AI Aversion or Alternative? How Dissatisfaction and Grade Outcomes Shape Fairness Perceptions

S M. Jones-Jang

Boston College, USA

This study investigates students’ aversion to AI grading systems compared to human professors, focusing on how dissatisfaction with the current evaluation system and grade outcomes affect fairness perceptions. Drawing from 228 college students in South Korea, the experiment tested three hypotheses: (1) students prefer human graders (i.e., AI aversion), (2) dissatisfaction with the current system mitigates the AI aversion, and (3) this mitigation is contingent on whether students receive high or low grades. Results confirm a general aversion to AI graders. Yet, students who are dissatisfied with the status quo system displayed increased preference for AI graders (reduced AI aversion), especially when receiving low grades. In contrast, those receiving high grades continued to prefer human professors regardless of dissatisfaction.
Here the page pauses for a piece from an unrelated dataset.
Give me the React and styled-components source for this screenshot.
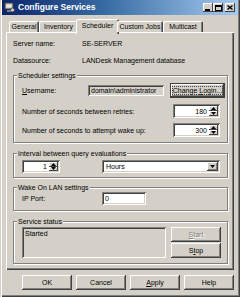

These findings suggest that students’ openness to AI graders is shaped by their discontent with the current systems and their self-interest, influencing fairness perceptions in educational settings.



4:30pm - 4:45pm

Reshaping Teamwork: Understanding AI usage in student group projects

Z. Tang, P. Zhang

Department of Information Management, Peking University, Beijing, China

As AI tools become increasingly integrated into academic settings, it is critical to understand their roles in teamwork in collaborative settings. This study aims to understand how AI Usage is reshaping teamwork by examining college students' engagement with AI in group projects, focusing on usage scenarios, perceived AI roles, and task allocation. We conducted semi-structured interviews with 20 undergraduate and graduate students across diverse disciplines and coded the transcripts according to a team-AI collaboration framework. Findings reveal that: 1) students employed AI in various task types, including creative, information processing, output-oriented, and planning tasks, assigning roles such as ideation partner, expert advisor, and time planner depending on the context; 2) while AI use enhanced productivity and efficiency, it also led to reduced human communication, reduced sense of ownership, and concerns about skill development and academic integrity; 3) limited transparency regarding AI use within teams may lead to distrust and uncertainty about individual contributions, highlighting the importance of establishing shared awareness in collaborative work involving AI. The findings suggest that teams should be more deliberate in human-AI task allocation to take advantage of AI capabilities and be more transparent among team members of AI use during collaboration.



4:45pm - 5:15pm

Understanding Students' Perceptions of Ethics in ai Use Through the Lens of Floridi's Unified Framework of Ethical Principles for ai

M. Colón-Aguirre1, K. Bright2

1University of South Carolina, USA; 2East Carolina University, United States

Explorations of AI use in higher education have included ethical concerns, though primarily have taken a broad view, focusing on concerns with academic integrity and plagiarism. More nuanced explorations into the ethics of AI use, especially from a qualitative perspective, have been lacking. Utilizing Floridi’s unified framework of ethical principles for AI as a guide, this study addresses this gap with a qualitative exploration of undergraduate students’ perceptions of the ethical underpinnings of AI tools in the context of use for course work completion. Findings suggest that beneficence, non-maleficence, and autonomy are clearly present in students’ perceptions of ethics in AI, but justice and explicability were not. This suggests a deeper understanding of ethics in AI use beyond fear of plagiarism, but a noted lack of understanding around the true nature or impact of AI. These findings invite additional research around students’ understanding of AI and the inclusion of faculty.



5:15pm - 5:30pm

On-Campus Generative Artificial Intelligence Deployment as a Socio-Technical Information Practice: Evidence From Interviews With Students

J. Zhang1, Y. Zhao2, D. Wang2

1Central China Normal University, People's Republic of China; 2Nanjing University, People's Republic of China

On-campus generative AI (GenAI) deployment enhances the digital infrastructure of universities and can provide opportunities for students to interact with GenAI. However, limited research has explored the attitudes of college students initially exposed to on-campus GenAI deployment. This study conducts semi-structured interviews with 13 participants based on the socio-technical configuration perspective. The preliminary findings show that the on-campus GenAI deployment as a socio-technical enacted information practice has four characteristics: AI-focused activities, generative of rules and norms, the inclusion of individual and collective agency, and the embrace of the body and materiality. Furthermore, our findings illuminate students' general understanding of on-campus GenAI deployment, their developing prompt literacy, and their primary concerns and worries regarding its use. This work provides valuable insights into student attitudes toward on-campus GenAI deployment and contributes to a nuanced understanding of such information practices.